We've had a letter come into the office. It's from a Wendy K of Bognor Regis, and she writes,

Dear Radio Times,
What's not to like about The Answer Trap (C4)? It's the perfect afternoon game show: devilish and taxing answer traps set by Frank Paul and Bobby Seagull and hosted by Anita Rani, who joins in the fun.
The contestants are always interesting, but you do have to know your subject to win and be clever at sorting through the minefield of traps. The important question is: will it return for another series?

Do we have anything more to say on The Answer Trap? We do, agreeing entirely with the Sussex correspondent.

Contents

The Answer Trap

Objective Media Group and Motion Content Group for Channel 4, 10 May – 18 June

The Answer Trap This afternoon's spy film.

The mood is set from the opening titles: a brassy, jazzy tune plays, while animations of three people do some strange things. Are they working against each other? Looks like it. We're reminded of a spy thriller, more Hercules Parrott than James Bond.

Anita Rani is our host, a bluff Northern lass whose quiz credentials go before her. Brilliant at Celebrity Mastermind, stormed every round on House of Games except Answer Smash, and did All Day Popmaster the other week.

The Answer Trap The regulars: Bobby Seagull, Anita Rani, Frank Paul.

The opponents are the resident Trappers, Frank Paul and Bobby Seagull. Both of these young gentlemen are Cambridge-educated, and both build their parts up as the twisted evil geniuses we love to hate.

A game show wouldn't be much fun without contestants. After all, what is the point of setting a trap if nobody is going to fall into it? This column has a 100% record with the Stegosaurus Trap in our back garden – we've never been troubled by a spiky-backed dinosaur – but that might be because there have been no stegosauruses since before Chris Tarrant met a custard pie.

The Answer Trap Today's contestants stand at their podia.

So we meet the contestants, two pairs who know each other as housemates, relations, marriage, that kind of thing. Yes, The Answer Trap was recorded during the current health emergency, but we'd never know it just by looking at the show – the distance between pairs of contestants has become unremarkable, and the Trappers are split by furniture.

We start with round one.

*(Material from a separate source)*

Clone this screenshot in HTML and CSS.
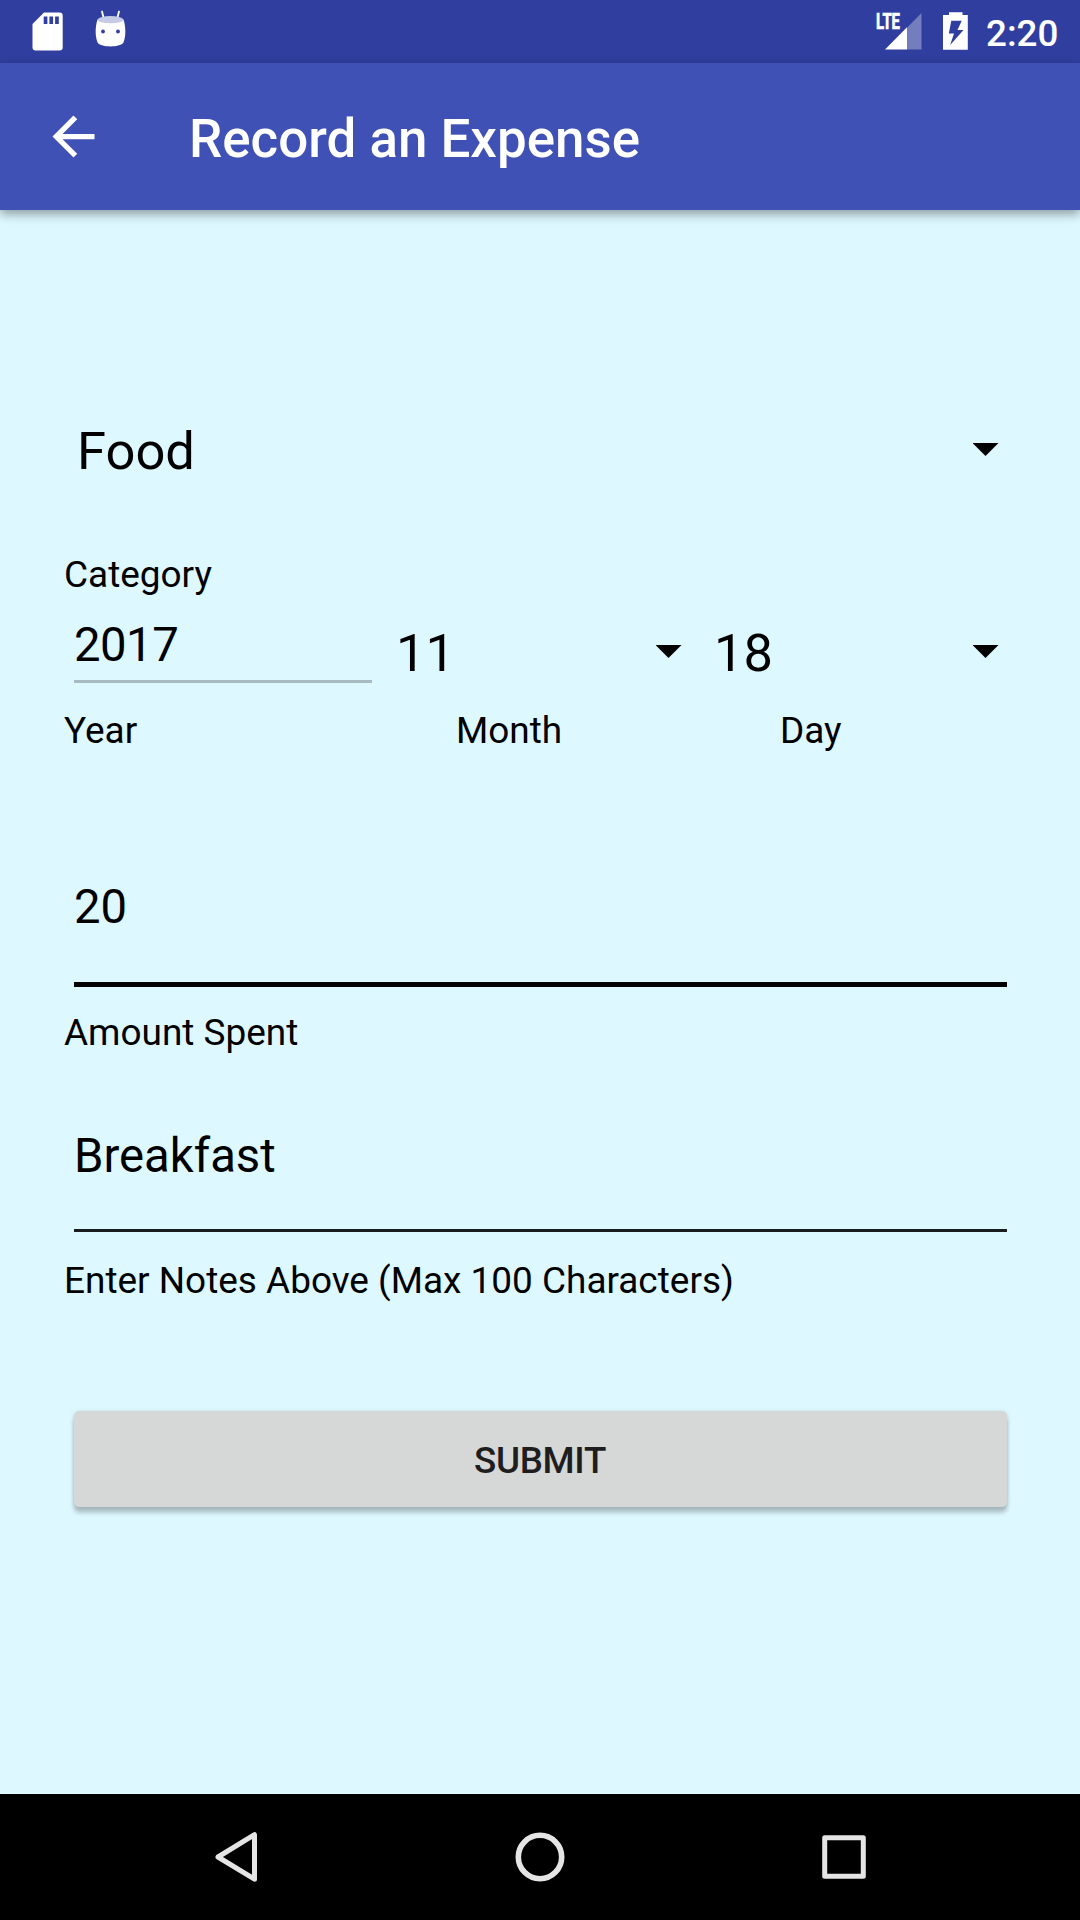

Our contestants see a board of nine answers, and two possible categories. Are these things hard cheeses, or working dog breeds?

The Answer Trap Actually, can we get a close up of that question board?

The Answer Trap Ah, more legible. Trust us, it's fine on TV.

Put an answer into the right category, win £50. Put an answer into the wrong category, win nothing. Pick an answer that fits into neither category, and they've found an Answer Trap. This is bad for their game, as two Traps will end the round at once. But finding a Trap is good for the show, because it allows Bobby or Frank to talk about the trap they've laid and that our contestants have stumbled into.

All of the boards have a fairly easy start. Cheddar, that's a hard cheese. Boxer, that's a dog breed. Then it gets a bit more difficult. Hereford Hop, is that a cheese? Apparently so, and it sounds delumptious.

Aardman?

The Answer Trap Don't mention the Aardman!

No, a Trap. that's the animation studio, famed for the cheese-loving dog Gromit. Sirens sound, the studio goes red, and the trapper explains himself.

Both teams get their own board. There's a possible £350 to be won, most teams snare £250 or so.

Round two follows after the break. One player from each team plays a board, with 12 answers on it. Eight correct answers, at least one in each category, and four traps to avoid. Play alternates between the teams, and each starts one of the boards. It's £100 per correct answer, and the round ends when all teams are trapped out, or all correct answers are found.

The Answer Trap So, Frank, what was wrong with that answer?

Though we've summarised this round in a paragraph, it takes almost 15 minutes to play both boards. The show is slower than some we've seen, but never ponderous. We're allowed to consider and deliberate, but it never feels like they're dragging out time. By the end of the round, teams are usually somewhere around £800 to £1200.

Round three concludes the game. Sixteen possible answers, four traps, and three categories. Which of these actions are things Rick Astley would never do, which are things Meat Loaf would do for love, and which are things All Saints have never ever done. It's referencing massive hit singles from 1987, 1993, and 1997, bang on target for Channel 4's 3pm audience of parents and grandparents.

The Answer Trap Bobby Seagull: the trapper with the smart waistcoat.

For this round, it's a massive £200 per correct answer. But now, if a team puts the answer in the wrong category, it can be pilfered by the opposition – still for £200. Again, two traps will eliminate a team from the round, and Anita will tell us when a team's no longer able to win. They're invited to play on for pride, get one over the trappers.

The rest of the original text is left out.